Problem to work on.
Locate each line of the material that contains "React", then return it.
====
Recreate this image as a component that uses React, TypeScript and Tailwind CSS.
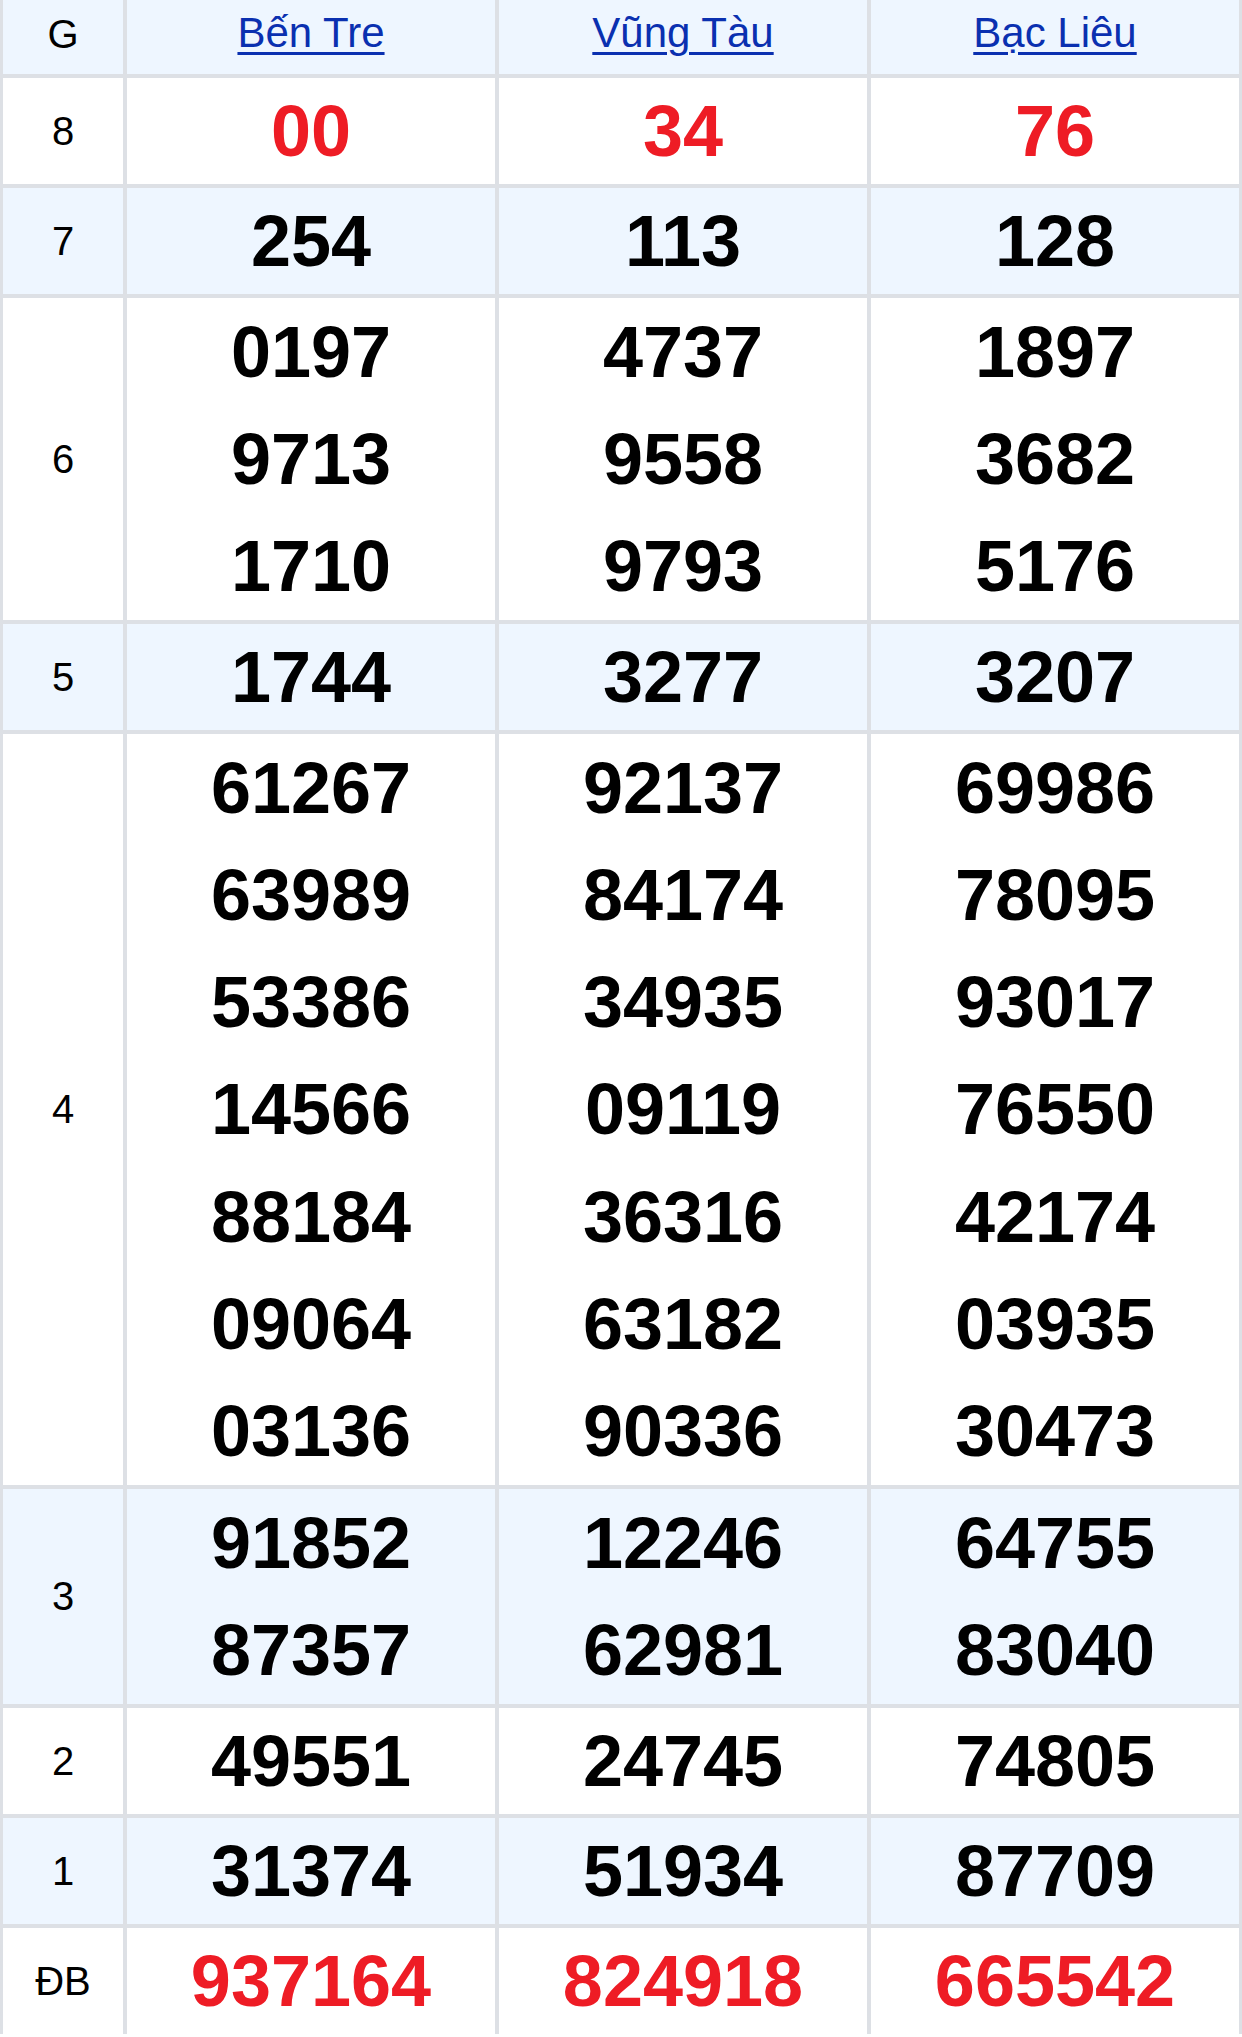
import React from 'react';

const PROVINCES = ['Bến Tre', 'Vũng Tàu', 'Bạc Liêu'];

// each prize row: label + values per province (one array entry per line)
const ROWS: { label: string; values: string[][]; red?: boolean }[] = [
  { label: '8', values: [['00'], ['34'], ['76']], red: true },
  { label: '7', values: [['254'], ['113'], ['128']] },
  {
    label: '6',
    values: [
      ['0197', '9713', '1710'],
      ['4737', '9558', '9793'],
      ['1897', '3682', '5176'],
    ],
  },
  { label: '5', values: [['1744'], ['3277'], ['3207']] },
  {
    label: '4',
    values: [
      ['61267', '63989', '53386', '14566', '88184', '09064', '03136'],
      ['92137', '84174', '34935', '09119', '36316', '63182', '90336'],
      ['69986', '78095', '93017', '76550', '42174', '03935', '30473'],
    ],
  },
  {
    label: '3',
    values: [
      ['91852', '87357'],
      ['12246', '62981'],
      ['64755', '83040'],
    ],
  },
  { label: '2', values: [['49551'], ['24745'], ['74805']] },
  { label: '1', values: [['31374'], ['51934'], ['87709']] },
  { label: 'ĐB', values: [['937164'], ['824918'], ['665542']], red: true },
];

export default function App() {
  return (
    <div className="w-[1242px] bg-white font-['Liberation_Sans',Arial,sans-serif]">
      <div className="grid grid-cols-[120px_368px_368px_368px] gap-x-[4px] gap-y-[4px] bg-[#dde0e5] px-[3px]">
        {/* Header */}
        <div className="h-[74px] bg-[#eef6ff] flex items-center justify-center pb-[6px] text-[40px] text-black">
          G
        </div>
        {PROVINCES.map((p) => (
          <div key={p} className="h-[74px] bg-[#eef6ff] flex items-center justify-center pb-[8px]">
            <a href="#" className="text-[42px] text-[#0a30b0] underline decoration-[3px] underline-offset-[5px] leading-none">
              {p}
            </a>
          </div>
        ))}

        {ROWS.map((row, i) => {
          const bg = i % 2 === 0 ? 'bg-white' : 'bg-[#eef6ff]';
          const single = row.values[0].length === 1;
          return (
            <React.Fragment key={row.label}>
              <div className={`${bg} flex items-center justify-center text-[40px] text-black`}>
                {row.label}
              </div>
              {row.values.map((lines, j) => (
                <div key={j} className={`${bg} flex flex-col items-center justify-center`}>
                  {lines.map((n, k) => (
                    <div
                      key={k}
                      className={`${single ? 'h-[106px]' : 'h-[107.3px]'} flex items-center font-bold text-[72px] ${
                        row.red ? 'text-[#ee1c25]' : 'text-black'
                      }`}
                    >
                      {n}
                    </div>
                  ))}
                </div>
              ))}
            </React.Fragment>
          );
        })}
      </div>
    </div>
  );
}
====
Answer to this task.
Recreate this image as a component that uses React, TypeScript and Tailwind CSS.
import React from 'react';
            <React.Fragment key={row.label}>
            </React.Fragment>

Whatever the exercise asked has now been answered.